You just can’t short cut this journey knowing what you now know, and if you want to short cut it then this trader work is how you do it. Not to mention, you’re doing it all by yourself, which is hard enough to be your own accountability partner. I see guys make the same fuck ups day after day.
Humans just aren’t wired for change and this job requires completely changing who you are as a person now. It almost requires you to be the best version of yourself.
Trading education just lacks depth. At least modern education. A guy who nerds out over data like me gets no views compared to someone who shows fun high paced b-roll footage, and awesome Lamborghini graphics.
No one really cares. They just want to be entertained with the hopes of being a trader, without the will to do what it takes. This is a common problem in the NBA. Lots of players want the fame and glory that comes with being an NBA player, but they don’t show up to practice and they don’t really love the game.
You have to love the game. The grind. The failure. The trades. The money comes last.
When I first started, trading was filled with nerdy guys that talked technical stuff. It has unfortunately become over-saturated with influencers. Every industry really. However, what they do works.
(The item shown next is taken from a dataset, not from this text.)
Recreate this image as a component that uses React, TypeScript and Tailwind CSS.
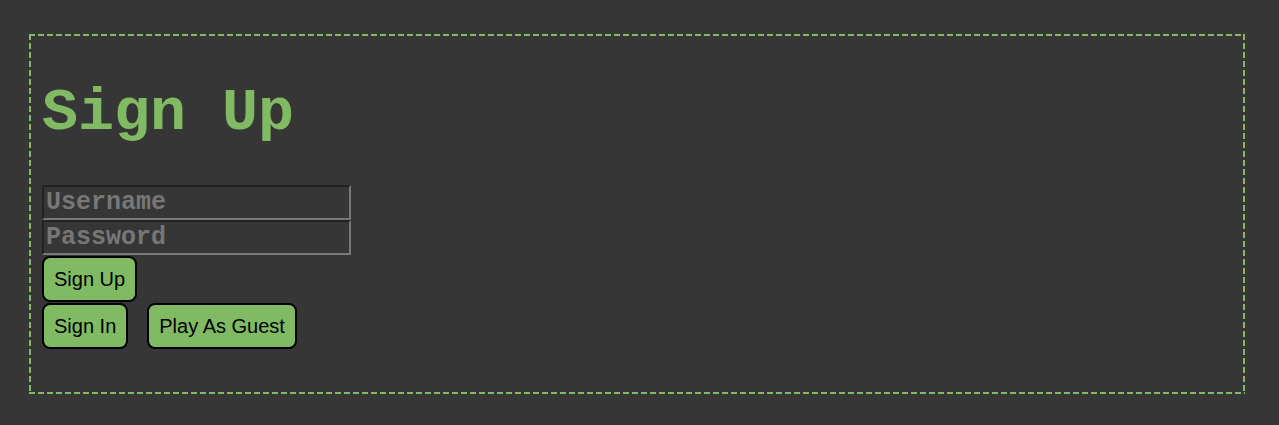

Therefore, the masses follow them, because the formula builds that audience and in the end it is becoming more of an illusion.
Trading triggers emotions. The market makers know how to do that. Influencers know it as well.
But hey. Failure is necessary for growth and failing at putting together puzzle pieces that were never meant to fit with each other is how we learn and grow. It’s all necessary. Most people complain about it. But you have to fall for stupid shit in order to learn, because no one is going to save you. You’re responsible for your own rescue.